** start of SUPPLIED DATA **
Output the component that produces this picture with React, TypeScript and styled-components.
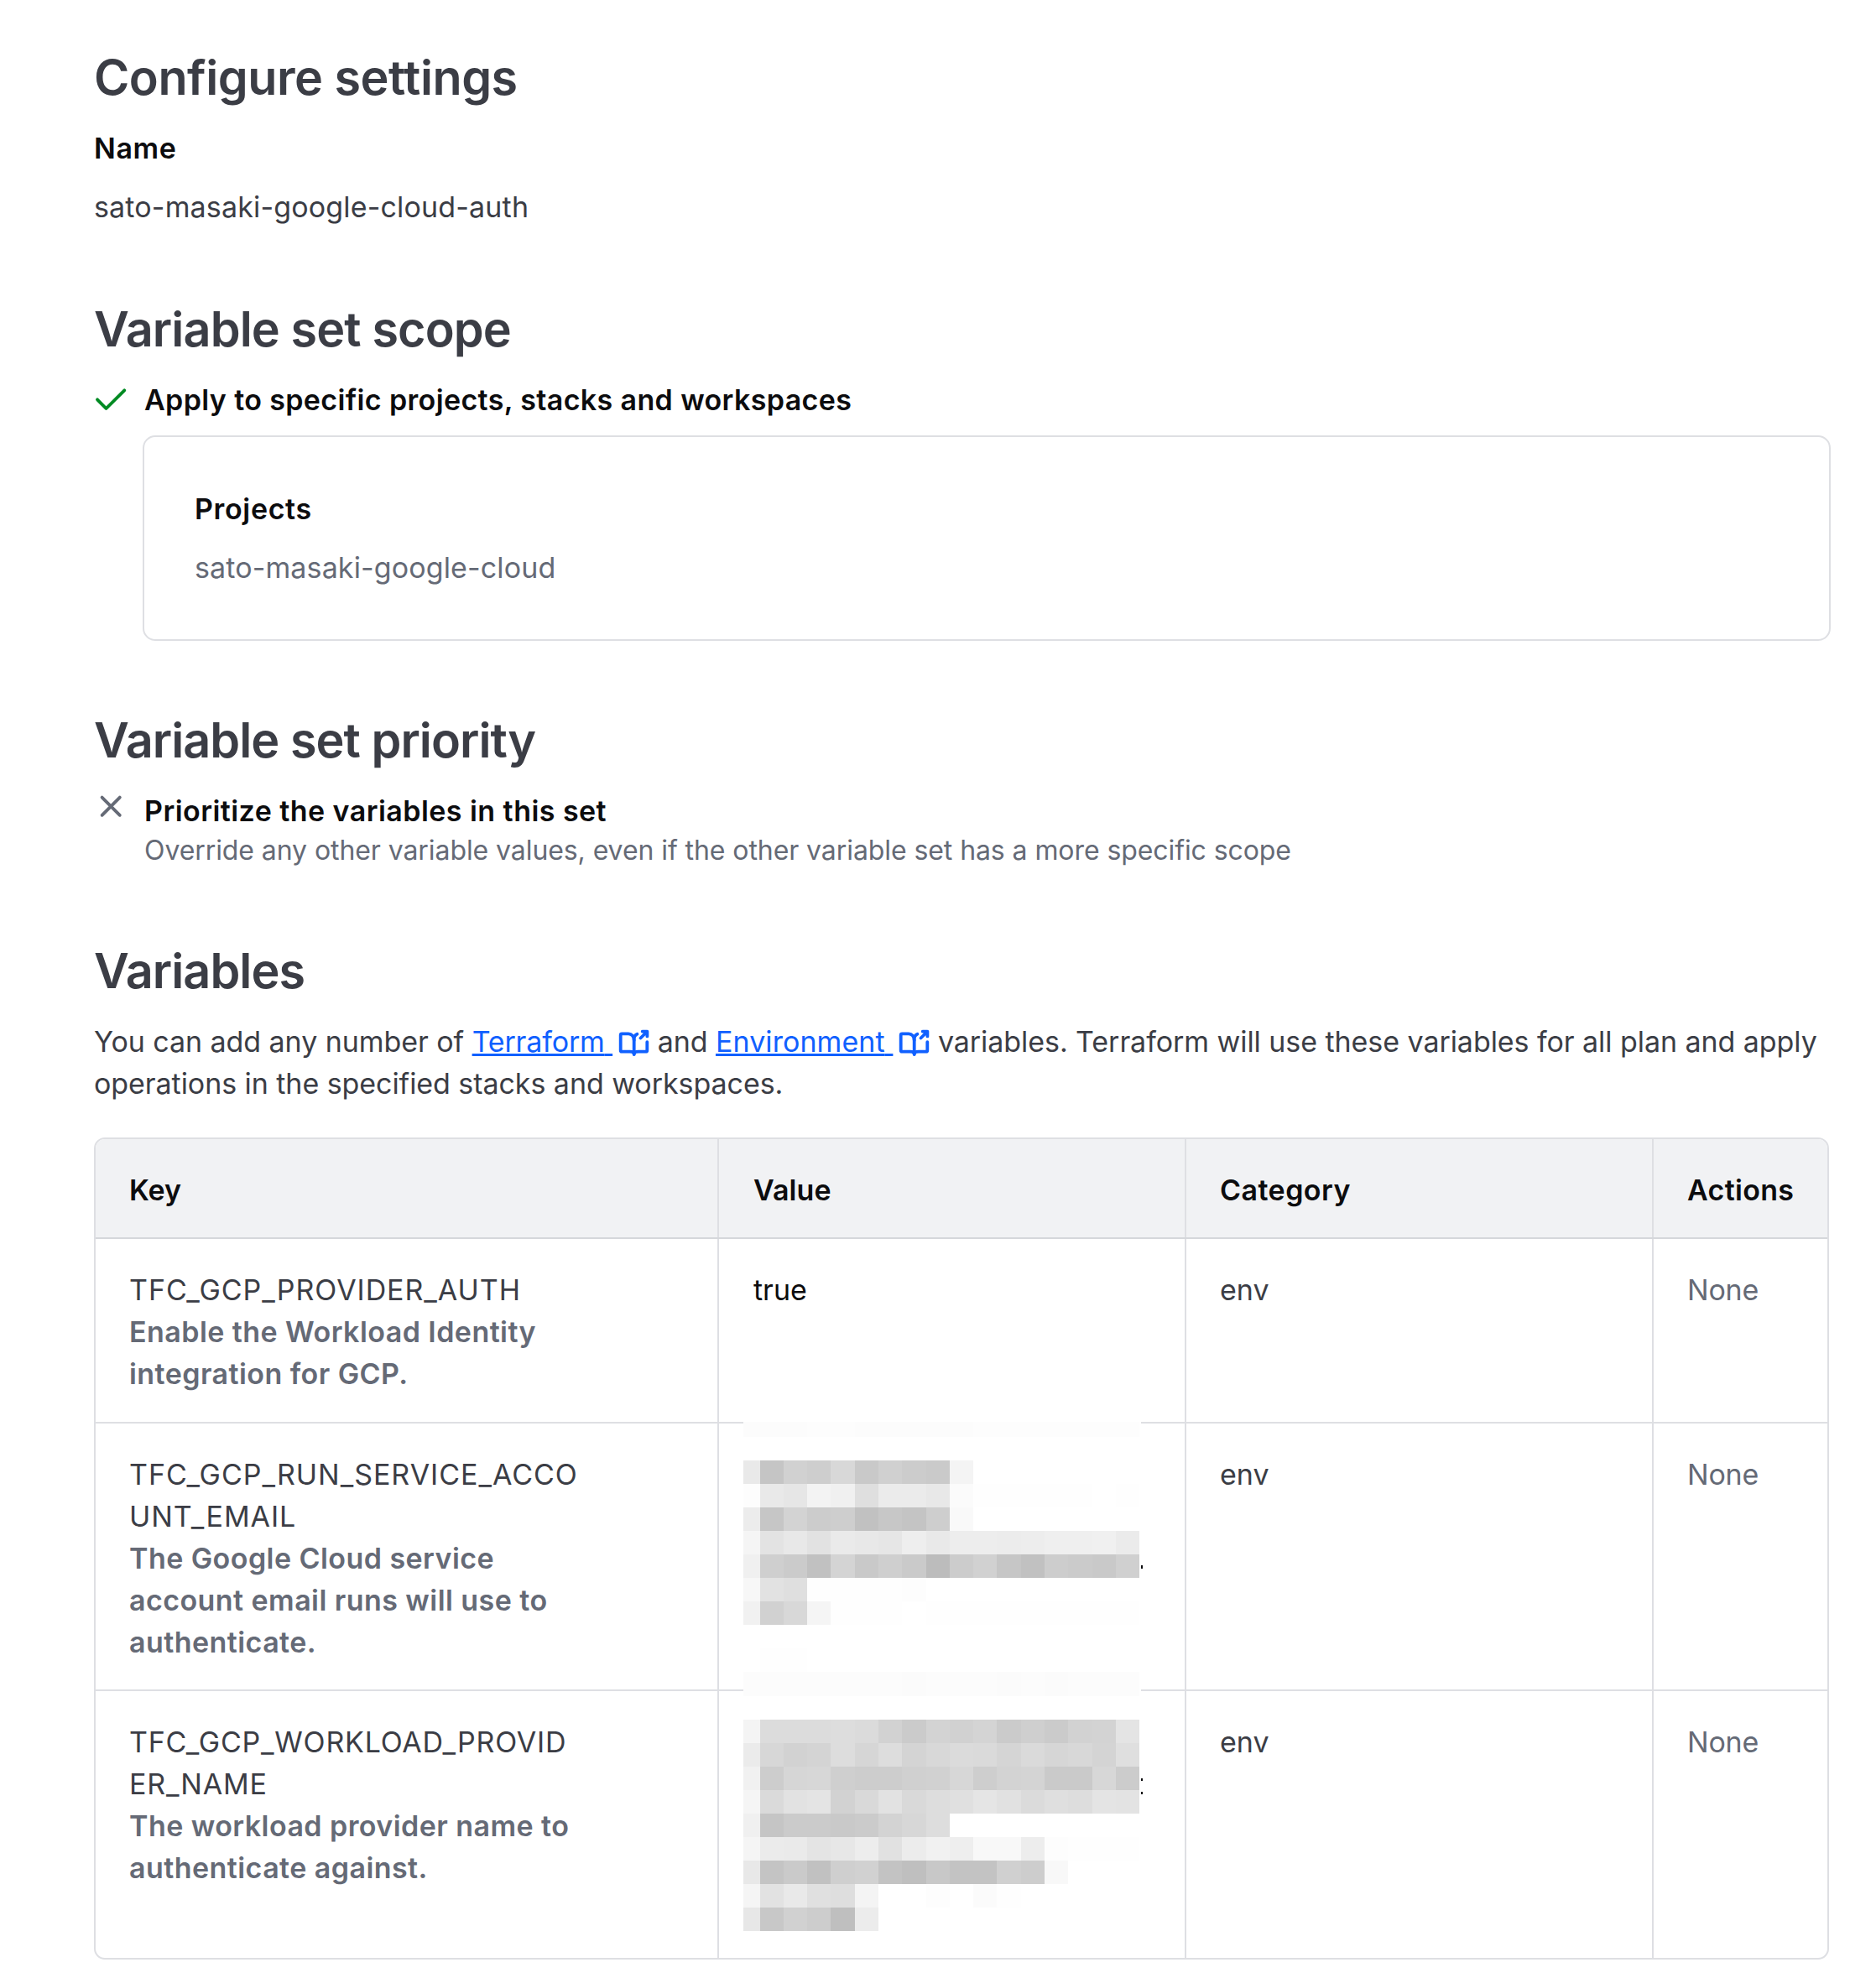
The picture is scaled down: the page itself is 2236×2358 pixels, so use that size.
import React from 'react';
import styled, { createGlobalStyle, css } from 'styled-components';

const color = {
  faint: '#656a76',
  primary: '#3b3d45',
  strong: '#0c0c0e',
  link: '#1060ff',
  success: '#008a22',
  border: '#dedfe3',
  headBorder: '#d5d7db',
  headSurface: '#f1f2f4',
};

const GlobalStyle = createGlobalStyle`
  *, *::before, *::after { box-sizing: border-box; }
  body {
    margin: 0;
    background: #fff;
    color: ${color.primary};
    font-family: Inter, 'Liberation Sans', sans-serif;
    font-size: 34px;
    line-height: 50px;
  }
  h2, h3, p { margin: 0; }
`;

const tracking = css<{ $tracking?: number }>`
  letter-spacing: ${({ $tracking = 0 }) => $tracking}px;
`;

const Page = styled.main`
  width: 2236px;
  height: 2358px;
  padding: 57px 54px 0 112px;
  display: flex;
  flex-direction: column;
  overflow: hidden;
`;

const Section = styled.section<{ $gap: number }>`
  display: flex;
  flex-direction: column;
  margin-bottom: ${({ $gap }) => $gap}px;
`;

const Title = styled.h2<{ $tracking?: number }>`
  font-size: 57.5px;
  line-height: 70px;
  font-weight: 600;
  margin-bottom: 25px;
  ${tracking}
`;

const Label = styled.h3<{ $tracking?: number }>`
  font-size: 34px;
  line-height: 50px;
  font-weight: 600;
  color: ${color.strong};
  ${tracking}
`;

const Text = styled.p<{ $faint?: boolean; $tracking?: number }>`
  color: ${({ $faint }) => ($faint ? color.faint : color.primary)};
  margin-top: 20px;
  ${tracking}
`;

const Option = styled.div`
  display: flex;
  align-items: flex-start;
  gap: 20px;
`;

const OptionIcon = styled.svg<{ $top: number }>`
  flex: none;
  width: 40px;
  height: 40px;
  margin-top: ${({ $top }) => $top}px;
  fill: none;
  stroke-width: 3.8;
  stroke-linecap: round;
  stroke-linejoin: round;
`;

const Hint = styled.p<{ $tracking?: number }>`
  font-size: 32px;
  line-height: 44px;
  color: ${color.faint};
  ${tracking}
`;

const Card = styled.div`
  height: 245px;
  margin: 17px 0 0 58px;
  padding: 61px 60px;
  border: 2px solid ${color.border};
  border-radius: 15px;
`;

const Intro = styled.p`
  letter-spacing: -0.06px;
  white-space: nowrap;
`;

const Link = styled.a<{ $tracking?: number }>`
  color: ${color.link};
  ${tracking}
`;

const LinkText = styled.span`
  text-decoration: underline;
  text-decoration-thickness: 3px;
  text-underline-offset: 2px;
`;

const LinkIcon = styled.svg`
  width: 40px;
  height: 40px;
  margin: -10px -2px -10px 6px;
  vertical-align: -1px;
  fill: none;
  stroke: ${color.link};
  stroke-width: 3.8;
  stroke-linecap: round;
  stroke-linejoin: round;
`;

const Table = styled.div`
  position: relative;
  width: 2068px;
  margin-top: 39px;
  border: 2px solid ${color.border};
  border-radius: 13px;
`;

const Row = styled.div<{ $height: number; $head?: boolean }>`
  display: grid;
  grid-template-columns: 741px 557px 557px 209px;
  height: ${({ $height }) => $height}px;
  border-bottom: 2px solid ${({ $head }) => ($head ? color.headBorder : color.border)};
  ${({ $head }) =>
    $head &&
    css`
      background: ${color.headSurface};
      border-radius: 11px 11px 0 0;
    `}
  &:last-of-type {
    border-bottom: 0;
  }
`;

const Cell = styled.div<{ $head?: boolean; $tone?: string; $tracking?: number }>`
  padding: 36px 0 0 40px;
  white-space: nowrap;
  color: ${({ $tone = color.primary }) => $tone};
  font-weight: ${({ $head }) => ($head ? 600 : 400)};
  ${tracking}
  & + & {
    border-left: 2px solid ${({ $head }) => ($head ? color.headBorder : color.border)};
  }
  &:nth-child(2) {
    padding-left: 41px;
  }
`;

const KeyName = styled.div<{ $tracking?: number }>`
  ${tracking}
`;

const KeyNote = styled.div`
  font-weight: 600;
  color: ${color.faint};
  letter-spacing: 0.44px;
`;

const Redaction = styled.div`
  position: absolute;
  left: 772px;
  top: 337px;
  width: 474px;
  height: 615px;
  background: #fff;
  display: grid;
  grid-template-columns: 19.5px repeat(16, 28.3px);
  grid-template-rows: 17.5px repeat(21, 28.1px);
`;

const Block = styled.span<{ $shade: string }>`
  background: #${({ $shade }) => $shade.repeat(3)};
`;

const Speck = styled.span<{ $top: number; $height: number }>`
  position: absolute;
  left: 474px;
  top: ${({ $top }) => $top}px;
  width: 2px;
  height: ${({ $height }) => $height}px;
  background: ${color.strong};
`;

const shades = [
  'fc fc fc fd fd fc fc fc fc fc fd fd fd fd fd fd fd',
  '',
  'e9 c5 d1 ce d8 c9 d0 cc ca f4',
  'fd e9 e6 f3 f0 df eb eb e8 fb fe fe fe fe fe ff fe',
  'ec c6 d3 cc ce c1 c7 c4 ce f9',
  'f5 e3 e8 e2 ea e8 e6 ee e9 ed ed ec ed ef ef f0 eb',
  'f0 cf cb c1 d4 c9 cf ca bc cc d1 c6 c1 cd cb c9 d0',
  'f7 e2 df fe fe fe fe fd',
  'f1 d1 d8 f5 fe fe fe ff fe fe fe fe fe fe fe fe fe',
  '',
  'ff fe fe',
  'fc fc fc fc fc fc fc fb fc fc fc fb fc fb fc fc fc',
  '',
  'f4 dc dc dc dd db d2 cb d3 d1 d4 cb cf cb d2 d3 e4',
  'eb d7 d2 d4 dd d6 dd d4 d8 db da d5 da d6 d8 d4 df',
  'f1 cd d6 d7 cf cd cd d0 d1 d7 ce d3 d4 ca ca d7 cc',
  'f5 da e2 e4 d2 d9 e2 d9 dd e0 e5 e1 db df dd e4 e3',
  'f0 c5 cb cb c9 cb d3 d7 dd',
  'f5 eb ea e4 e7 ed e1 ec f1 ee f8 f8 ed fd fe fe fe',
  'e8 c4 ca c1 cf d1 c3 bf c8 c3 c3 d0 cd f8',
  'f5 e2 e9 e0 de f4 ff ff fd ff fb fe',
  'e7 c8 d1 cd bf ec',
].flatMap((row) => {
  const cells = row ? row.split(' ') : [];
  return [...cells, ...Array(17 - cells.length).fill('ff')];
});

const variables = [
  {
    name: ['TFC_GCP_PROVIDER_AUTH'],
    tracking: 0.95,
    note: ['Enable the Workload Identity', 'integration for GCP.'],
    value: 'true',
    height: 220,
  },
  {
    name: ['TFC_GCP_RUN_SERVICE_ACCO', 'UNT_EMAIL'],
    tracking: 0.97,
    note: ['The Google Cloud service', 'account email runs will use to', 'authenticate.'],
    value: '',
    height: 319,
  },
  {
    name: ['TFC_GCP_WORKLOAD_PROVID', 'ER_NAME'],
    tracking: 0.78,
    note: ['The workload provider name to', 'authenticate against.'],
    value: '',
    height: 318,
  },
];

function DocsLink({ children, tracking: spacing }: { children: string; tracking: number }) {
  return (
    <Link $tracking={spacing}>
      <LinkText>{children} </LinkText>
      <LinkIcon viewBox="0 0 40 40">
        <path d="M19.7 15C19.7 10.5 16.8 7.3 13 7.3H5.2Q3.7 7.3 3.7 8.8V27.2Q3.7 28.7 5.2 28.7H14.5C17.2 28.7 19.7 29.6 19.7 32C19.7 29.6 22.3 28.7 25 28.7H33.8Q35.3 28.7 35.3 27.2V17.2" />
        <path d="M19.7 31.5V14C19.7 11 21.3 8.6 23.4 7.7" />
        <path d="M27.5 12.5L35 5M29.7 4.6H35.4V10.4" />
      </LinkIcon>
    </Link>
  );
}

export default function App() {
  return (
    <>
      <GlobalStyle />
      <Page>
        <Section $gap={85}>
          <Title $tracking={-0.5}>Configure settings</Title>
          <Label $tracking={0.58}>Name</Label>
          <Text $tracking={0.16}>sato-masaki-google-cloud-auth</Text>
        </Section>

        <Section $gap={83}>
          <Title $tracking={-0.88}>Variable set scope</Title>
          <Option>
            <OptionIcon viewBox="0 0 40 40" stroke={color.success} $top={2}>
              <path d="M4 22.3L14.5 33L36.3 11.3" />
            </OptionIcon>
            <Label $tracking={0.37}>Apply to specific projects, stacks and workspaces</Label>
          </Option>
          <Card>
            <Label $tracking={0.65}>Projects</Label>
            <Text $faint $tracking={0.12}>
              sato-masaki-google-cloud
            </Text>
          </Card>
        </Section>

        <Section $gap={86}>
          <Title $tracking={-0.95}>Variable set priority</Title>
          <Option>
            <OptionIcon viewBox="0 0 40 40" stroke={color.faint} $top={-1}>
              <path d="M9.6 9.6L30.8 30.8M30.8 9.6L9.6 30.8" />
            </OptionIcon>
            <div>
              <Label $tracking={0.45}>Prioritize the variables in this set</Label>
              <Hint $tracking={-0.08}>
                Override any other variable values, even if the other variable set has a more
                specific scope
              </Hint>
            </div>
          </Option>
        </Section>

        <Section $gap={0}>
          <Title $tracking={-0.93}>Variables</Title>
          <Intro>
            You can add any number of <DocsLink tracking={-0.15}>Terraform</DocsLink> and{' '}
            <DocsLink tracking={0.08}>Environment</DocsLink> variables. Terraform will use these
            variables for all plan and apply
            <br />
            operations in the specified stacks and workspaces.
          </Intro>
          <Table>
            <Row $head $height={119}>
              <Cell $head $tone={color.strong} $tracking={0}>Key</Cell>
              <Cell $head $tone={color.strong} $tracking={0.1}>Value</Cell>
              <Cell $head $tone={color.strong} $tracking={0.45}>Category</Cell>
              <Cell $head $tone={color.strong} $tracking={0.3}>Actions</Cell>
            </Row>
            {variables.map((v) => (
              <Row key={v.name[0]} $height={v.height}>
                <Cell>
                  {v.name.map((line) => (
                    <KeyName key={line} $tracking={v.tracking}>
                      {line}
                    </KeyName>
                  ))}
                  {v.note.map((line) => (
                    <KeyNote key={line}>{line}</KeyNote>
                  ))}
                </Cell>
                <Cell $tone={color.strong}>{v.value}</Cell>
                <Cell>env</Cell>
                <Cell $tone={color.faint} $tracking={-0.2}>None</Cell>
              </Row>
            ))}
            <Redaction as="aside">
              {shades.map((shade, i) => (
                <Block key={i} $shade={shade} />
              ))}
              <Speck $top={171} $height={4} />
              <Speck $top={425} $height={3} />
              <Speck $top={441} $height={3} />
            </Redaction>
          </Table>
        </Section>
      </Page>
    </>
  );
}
** end of SUPPLIED DATA **
● EXERCISE PROMPT
Copy every line of the material in which the word "React" occurs.

● RESULT FOR THIS EXERCISE
Output the component that produces this picture with React, TypeScript and styled-components.
import React from 'react';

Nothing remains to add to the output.